Always-on Example Implementation
Below you can find a PySpark example for Always-on implementation which can be used to decrease the initialization time.
from pyspark.sql import Window
from pyspark import SparkConf, SparkContext, SQLContext
import pyspark.sql.functions as F
import time
import tornado.ioloop
import tornado.web
def do_compute(dataframes):
# do Spark computations
return dataframes
master = 'local[*]'
sc_conf = SparkConf().setAppName(__name__).setMaster(master)
sc_conf.setAll([
('spark.sql.shuffle.partitions', '32'),
('spark.executor.cores', '16'),
('spark.cores.max', '16'),
('spark.driver.memory','8g')])
sc = SparkContext(conf=sc_conf)
sql_context = SQLContext(sc)
def main(master, test_ids):
start_file = time.time()
df = sql_context.read.parquet('data/in')
res = do_compute(df)
res = res.repartition(1)
res.write.mode('overwrite').parquet('data/out')
end_file = time.time()
print("File %s (%.1f seconds)" % (file, end_file - start_file))

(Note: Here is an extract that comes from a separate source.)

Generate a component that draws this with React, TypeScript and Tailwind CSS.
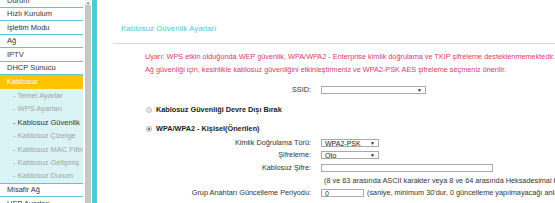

return end_file - start_file
class RunHandler(tornado.web.RequestHandler):
def get(self):
tm = main(master)
self.write('OK %.1f secs\n'% tm)
app = tornado.web.Application([
(r'/', RunHandler)])
if __name__ == '__main__':
app.listen(8888)
tornado.ioloop.IOLoop.current().start()
As you can see, the approach is driven by a Tornado
web service which triggers the computation upon request. In the example, the request doesn’t get parameters, but in a real life, you may find that it’s convenient to pass parameters which define exact behavior.
The Conclusion
Summing up, if you need to run low-latency jobs with a relatively small amount of computations try avoiding Spark, if you still want using it, implement the persistence and other mentioned enhancements to decrease the initialization time. You also have to play with Spark options to decrease the initialization time and increase the performance. We recommend starting with spark.sql.shuffle.partitions
parameter. Spark is a very convenient universal computation engine, but the universality does not make it a perfect one for certain tasks. Always monitor how the initialization time is compared with the computation time, sometimes Spark is not the right technology for scalable computations.